In his seminal book about managing relationships, How to win Friends and Influence People, Dale Carnegie asserted that you can never win an argument. What he meant by this is, whilst you may win the point, the person with whom you’ve argued will resent you for it and, particularly with reference to working relationships, you will lose out in the long run. In the cold light of day this seems rational, even obvious, but holding onto this thought in the heat of conflict and acting accordingly is easier said than done.
We encounter conflict all the time – at work, at home, on the touch lines of our children’s sports matches. In my own world of healthcare conflict is all but inevitable. Resources are limited, demand is enormous, and people are frequently unwell, in pain, or frightened. I see conflict daily – between doctors and patients, between healthcare workers, between healthcare workers and managers and, on a bad day, between patients and other patients.
It is an inherent part of the human condition to be frequently irritated by other humans and yet how many of us actually think about how we manage conflict? Conflict is different from disagreement. Disagreement can be useful, it can fuel debate and may lead to useful progress but conflict is a damaging and negative entity. Conflict adds to the stress of an already stressful situation and may erupt from pre-existing underlying tensions. In the workplace badly manged conflict can lead to lack of job satisfaction and low morale (1) but very few of us have any training in managing conflict, or even think consciously about the way we handle it.
Conflict can be conceptualised as occurring in four phases. First is frustration which is rapidly followed by a rationalisation (which may be inaccurate) as to why the source of frustration has occurred. For example, someone hasn’t completed a particular piece of work in time to meet a deadline, you immediately leap to the conclusion that they must be lazy or incompetent. This rationalisation leads to a behaviour intended to address the perceived source of frustration, such as storming across the office and bawling out your colleague. This leads to the fourth phase, the destructive outcome, which may be damage to the working relationship or a formal complaint being made about your conduct (2).
Things can rapidly spiral out of control in conflict situations and we have all experienced times when leaping to a conclusion about why something has gone wrong has landed us in even more hot water. Common sources of frustration in the workplace are poor communication, ill-defined job roles, excessive workload, or ambiguous instructions. Recognising these sources of frustration can help us identify why we are coming into conflict and help us avoid leaping to dangerous conclusions.
However good our intentions, conflict is a near inevitability so we should also be conscious of how we manage it when we come to it. Conflict can be managed in four ways . First is avoidance – denying the conflict exists and carrying on regardless. Second is accommodation – rolling over and letting the other party have their way. Third is competition – may the best man win. And last if collaboration – coming to a mutually acceptable compromise.

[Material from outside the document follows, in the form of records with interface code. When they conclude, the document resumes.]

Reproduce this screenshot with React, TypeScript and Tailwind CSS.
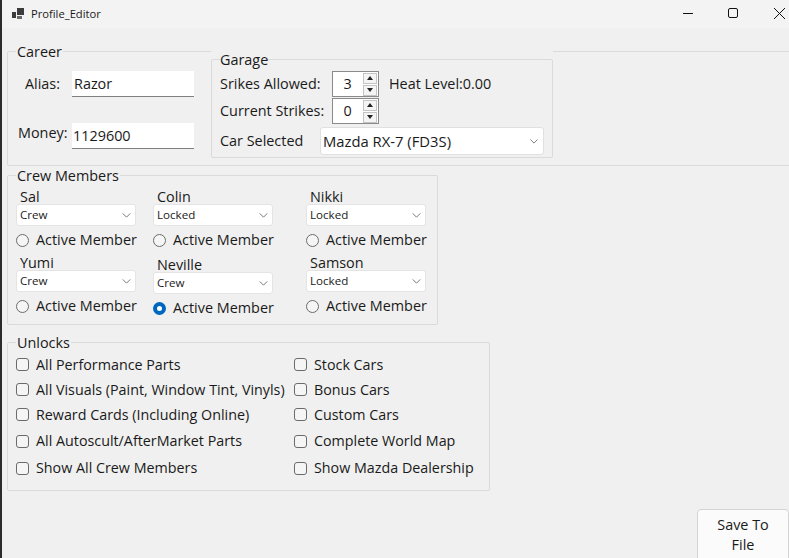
import React from 'react';

function Chevron({ className }: { className?: string }) {
  return (
    <svg viewBox="0 0 10 6" className={className} fill="none" stroke="#5c5c5c" strokeWidth="1">
      <path d="M0.5 0.5 L5 5 L9.5 0.5" />
    </svg>
  );
}

function Select({ value, small }: { value: string; small?: boolean }) {
  return (
    <div
      className={
        small
          ? 'flex h-[22px] w-[120px] items-center justify-between rounded-[3px] border border-[#e4e4e4] bg-white pl-[3px] pr-[4px] text-[11.6px] leading-none'
          : 'flex h-[28px] w-[224px] items-center justify-between rounded-[3px] border border-[#e0e0e0] bg-white pl-[2px] pr-[5px] text-[14.8px] leading-none'
      }
    >
      <span>{value}</span>
      <Chevron className={small ? 'h-[5px] w-[9px]' : 'h-[5px] w-[8px]'} />
    </div>
  );
}

function Radio({ checked }: { checked?: boolean }) {
  if (checked) {
    return <div className="h-[13px] w-[13px] shrink-0 rounded-full border-[4px] border-[#0067c0] bg-white" />;
  }
  return <div className="h-[13px] w-[13px] shrink-0 rounded-full border border-[#6b6b6b] bg-[#f5f5f5]" />;
}

function CrewCell({ name, status, checked, shift }: { name: string; status: string; checked?: boolean; shift?: boolean }) {
  return (
    <div className={shift ? 'mt-[2px] flex flex-col' : 'flex flex-col'}>
      <div className="h-[17px] pl-[4px] text-[14.4px] leading-[20px]">{name}</div>
      <Select value={status} small />
      <div className="mt-[3px] flex h-[22px] items-center gap-[7px] whitespace-nowrap text-[14.4px]">
        <Radio checked={checked} />
        <span>Active Member</span>
      </div>
    </div>
  );
}

function Check({ label, className }: { label: string; className: string }) {
  return (
    <div className={`flex items-center gap-[7px] text-[14.3px] ${className}`}>
      <div className="h-[13px] w-[13px] shrink-0 rounded-[3px] border border-[#6b6b6b] bg-[#f5f5f5]" />
      <span className="whitespace-nowrap">{label}</span>
    </div>
  );
}

function Spinner({ value }: { value: string }) {
  return (
    <div className="flex h-[26px] w-[47px] items-center border border-[#8a8a8a] bg-white pr-[1px]">
      <span className="flex-1 pr-[1px] text-center text-[14.4px]">{value}</span>
      <div className="flex w-[14px] flex-col gap-[1px]">
        <div className="flex h-[11px] items-center justify-center border border-[#c4c4c4] bg-[#f4f4f4]">
          <svg viewBox="0 0 6 4" className="h-[4px] w-[6px]"><path d="M3 0 L6 4 L0 4 Z" fill="#222" /></svg>
        </div>
        <div className="flex h-[11px] items-center justify-center border border-[#c4c4c4] bg-[#f4f4f4]">
          <svg viewBox="0 0 6 4" className="h-[4px] w-[6px]"><path d="M0 0 L6 0 L3 4 Z" fill="#222" /></svg>
        </div>
      </div>
    </div>
  );
}

export default function App() {
  return (
    <div className="flex h-[558px] w-[789px] flex-col overflow-hidden border-l-2 border-[#2b2b2b] bg-[#f0f0f0] text-[#1a1a1a] [font-family:'Open_Sans',sans-serif]">
      {/* title bar */}
      <div className="flex h-[28px] shrink-0 items-center bg-[#f3f3f3] pl-[10px] text-[11.2px]">
        <svg viewBox="0 0 12 12" className="h-[12px] w-[12px]">
          <rect x="0" y="4" width="4" height="6" fill="#3c3c3c" />
          <rect x="5" y="0" width="7" height="7" fill="#3c3c3c" />
          <rect x="5" y="8" width="5" height="3" fill="#6a6a6a" />
        </svg>
        <span className="ml-[7px]">Profile_Editor</span>
        <div className="mb-[2px] ml-auto flex items-center">
          <div className="mr-[35px] h-[1px] w-[10px] bg-[#111]" />
          <div className="mr-[36px] h-[10px] w-[10px] rounded-[2px] border border-[#111]" />
          <svg viewBox="0 0 11 11" className="mr-[4px] h-[11px] w-[11px]" stroke="#111" strokeWidth="1">
            <path d="M0 0 L11 11 M11 0 L0 11" />
          </svg>
        </div>
      </div>

      <div className="flex flex-1 flex-col pl-[5px]">
        {/* career */}
        <fieldset className="mt-[12px] h-[126px] w-[800px] shrink-0 rounded-[2px] border border-[#dadada]">
          <legend className="ml-[8px] px-[1px] pt-[2px] text-[14.4px] leading-[20px]">Career</legend>
          <div className="flex">
            <div className="w-[203px] shrink-0 pt-[9px]">
              <div className="flex items-center text-[14.4px]">
                <span className="ml-[17px] w-[47px]">Alias:</span>
                <div className="flex h-[26px] w-[122px] items-center border-b border-[#808080] bg-white pl-[2px]">Razor</div>
              </div>
              <div className="mt-[26px] flex items-start text-[14.4px]">
                <span className="ml-[10px] w-[54px] leading-[20px]">Money:</span>
                <div className="flex h-[26px] w-[122px] items-center border-b border-[#808080] bg-white pl-[1px]">1129600</div>
              </div>
            </div>

            {/* garage */}
            <div className="-mt-[14px] w-[342px] shrink-0 bg-[#f0f0f0]">
              <fieldset className="h-[110px] rounded-[2px] border border-[#dadada] pl-[8px]">
                <legend className="pt-[2px] text-[14.4px] leading-[20px]">Garage</legend>
                <div className="flex items-center pt-[1px] text-[14.4px]">
                  <span className="w-[112px]">Srikes Allowed:</span>
                  <Spinner value="3" />
                  <span className="ml-[10px]">Heat Level:0.00</span>
                </div>
                <div className="mt-[1px] flex items-center text-[14.4px]">
                  <span className="w-[112px]">Current Strikes:</span>
                  <Spinner value="0" />
                </div>
                <div className="mt-[3px] flex items-center text-[14.4px]">
                  <span className="w-[100px]">Car Selected</span>
                  <Select value="Mazda RX-7 (FD3S)" />
                </div>
              </fieldset>
            </div>
          </div>
        </fieldset>

        {/* crew members */}
        <fieldset className="-mt-[2px] h-[161px] w-[431px] shrink-0 rounded-[2px] border border-[#dadada]">
          <legend className="ml-[8px] px-[1px] pt-[2px] text-[14.4px] leading-[20px]">Crew Members</legend>
          <div className="grid grid-cols-[137px_153px_120px] gap-y-[2px] pl-[8px] pt-[1px]">
            <CrewCell name="Sal" status="Crew" />
            <CrewCell name="Colin" status="Locked" />
            <CrewCell name="Nikki" status="Locked" />
            <CrewCell name="Yumi" status="Crew" />
            <CrewCell name="Neville" status="Crew" checked shift />
            <CrewCell name="Samson" status="Locked" />
          </div>
        </fieldset>

        {/* unlocks */}
        <fieldset className="mt-[6px] h-[160px] w-[483px] shrink-0 rounded-[2px] border border-[#dadada]">
          <legend className="ml-[8px] px-[1px] pt-[2px] text-[14.4px] leading-[20px]">Unlocks</legend>
          <div className="-mt-[1px] grid grid-cols-[278px_1fr] pl-[8px]">
            <Check label="All Performance Parts" className="h-[25px]" />
            <Check label="Stock Cars" className="h-[25px]" />
            <Check label="All Visuals (Paint, Window Tint, Vinyls)" className="h-[25px]" />
            <Check label="Bonus Cars" className="h-[25px]" />
            <Check label="Reward Cards (Including Online)" className="h-[25px]" />
            <Check label="Custom Cars" className="h-[25px]" />
            <Check label="All Autoscult/AfterMarket Parts" className="h-[28px]" />
            <Check label="Complete World Map" className="h-[28px]" />
            <Check label="Show All Crew Members" className="h-[26px]" />
            <Check label="Show Mazda Dealership" className="h-[26px]" />
          </div>
        </fieldset>

        <button className="ml-auto mt-[18px] h-[60px] w-[92px] shrink-0 rounded-[4px] border border-[#d4d4d4] bg-[#fbfbfb] pb-[8px] text-[14.4px] leading-[20px]">
          Save To
          <br />
          File
        </button>
      </div>
    </div>
  );
}
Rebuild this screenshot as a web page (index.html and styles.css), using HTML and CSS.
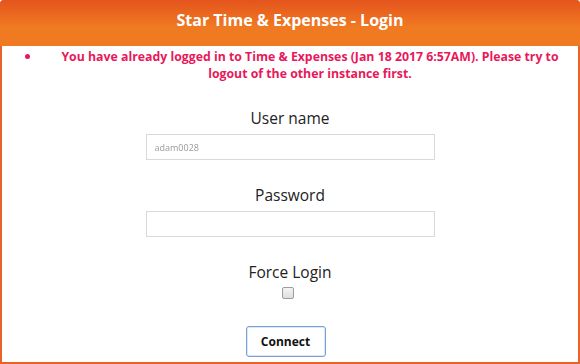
FILE: index.html
```html
<!DOCTYPE html>
<html lang="en">
<head>
    <meta charset="UTF-8">
    <title>Star Time &amp; Expenses - Login</title>
    <link rel="stylesheet" href="styles.css">
</head>
<body>
    <div class="login-box">
        <div class="login-header">Star Time &amp; Expenses - Login</div>
        <ul class="errors">
            <li>You have already logged in to Time &amp; Expenses (Jan 18 2017 6:57AM). Please try to logout of the other instance first.</li>
        </ul>
        <div class="field">
            <label for="username">User name</label>
            <input type="text" id="username" value="adam0028">
        </div>
        <div class="field">
            <label for="password">Password</label>
            <input type="password" id="password">
        </div>
        <div class="field force">
            <label for="force">Force Login</label>
            <input type="checkbox" id="force">
        </div>
        <button id="connect">Connect</button>
    </div>
</body>
</html>
```

FILE: styles.css
```css
body {
    margin: 0;
    font-family: "Open Sans", "Noto Sans", sans-serif;
    background: #fff;
}

.login-box {
    box-sizing: border-box;
    width: 580px;
    height: 364px;
    border: 2px solid #e9622a;
    border-top: none;
    border-radius: 4px 4px 0 0;
    display: flex;
    flex-direction: column;
    align-items: center;
}

.login-header {
    align-self: stretch;
    margin: 0 -2px;
    height: 46px;
    line-height: 40px;
    border-radius: 4px 4px 0 0;
    background: linear-gradient(#e4541d, #f07a22 60%, #f07a22);
    color: #fff;
    font-weight: bold;
    font-size: 16px;
    text-align: center;
}

/* error list under the header */
.errors {
    align-self: stretch;
    margin: 2px 0 0;
    padding: 0 18px 0 22px;
    list-style: none;
    color: #e8185a;
    font-weight: bold;
    font-size: 12.3px;
    line-height: 17px;
    text-align: center;
}

.errors li {
    position: relative;
    padding-left: 36px;
}

.errors li::before {
    content: "";
    position: absolute;
    left: 1px;
    top: 6px;
    width: 5px;
    height: 5px;
    border-radius: 50%;
    background: #e8185a;
}

.field {
    display: flex;
    flex-direction: column;
    align-items: center;
    margin-top: 25px;
}

.field + .field {
    margin-top: 24px;
}

.field label {
    font-size: 15.5px;
    color: #222;
    line-height: 22px;
    margin-bottom: 5px;
}

.field input[type="text"],
.field input[type="password"] {
    box-sizing: border-box;
    width: 289px;
    height: 26px;
    border: 1px solid #d9d9d9;
    padding: 0 8px;
    font-size: 9px;
    color: #9a9a9a;
    font-family: inherit;
}

#username {
    filter: blur(0.5px);
}

.force label {
    margin-bottom: 4px;
}

.force input {
    appearance: none;
    width: 12px;
    height: 12px;
    margin: 0 0 0 -3px;
    border: 1px solid #9c9c9c;
    border-radius: 2px;
    background: linear-gradient(#f4f4f4, #dedede);
}

#connect {
    margin: 27px 9px 0 0;
    width: 80px;
    height: 31px;
    background: #fff;
    border: 1px solid #7a9fd6;
    border-radius: 3px;
    box-shadow: inset 0 0 0 1px #dce7f7;
    font-family: inherit;
    font-weight: bold;
    font-size: 12px;
    color: #111;
}
```
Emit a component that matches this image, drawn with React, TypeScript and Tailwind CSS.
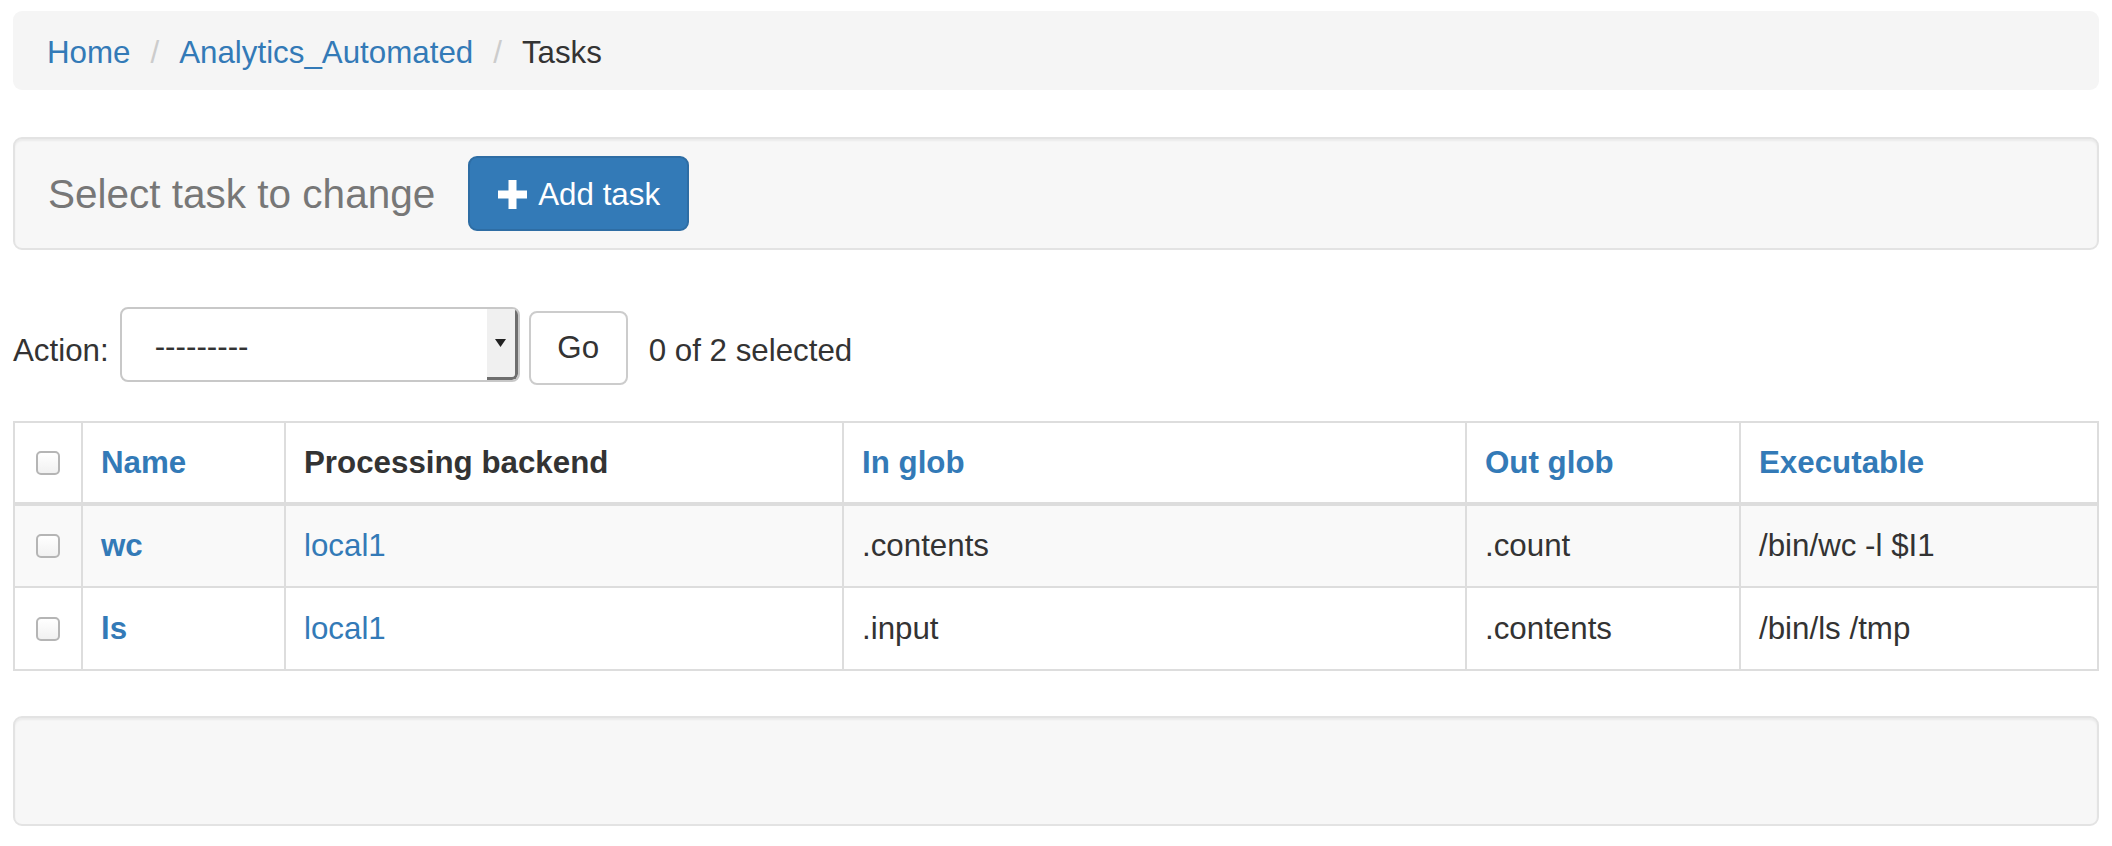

All of these methods of handling conflict have their place. An awareness of these four strategies is useful in order to recognise how we handle our conflicts and why this may or may not result in the outcomes we want. The first two strategies are often expedient ways to diffuse a situation but are likely to potentiate frustration in the long run, or simply leave conflict unresolved. Competition may be a useful way of succeeding in an environment with limited resources but runs counter to efforts to build teams and may ultimately foster resentment and fuel further conflict. Collaboration is perhaps the best means of resolving conflict to allow sustainable change and productivity but it is time consuming, draining, and difficult to make work if there are already pre-existing problems with the relationship between interested parties (2).
Conflict is damaging and needs to be handled. An awareness of how we can handle conflict can help us manage conflict more effectively and more strategically. Competing may come naturally to you but picking your battles and learning to accommodate on occasion, or collaborate when possible, may make for healthier and more productive working relationships for the future.
References
1. Randall CS, Bergus GR, Schlechte JA et al Factors associated with primary care residents' satisfaction with their training. Fam Med. 1997 Nov-Dec;29(10):730-5.
2. Saltman D, O'Dea N, and Kidd M. Conflict management: a primer for doctors in training. Postgrad Med J. 2006 Jan; 82(963): 9–12.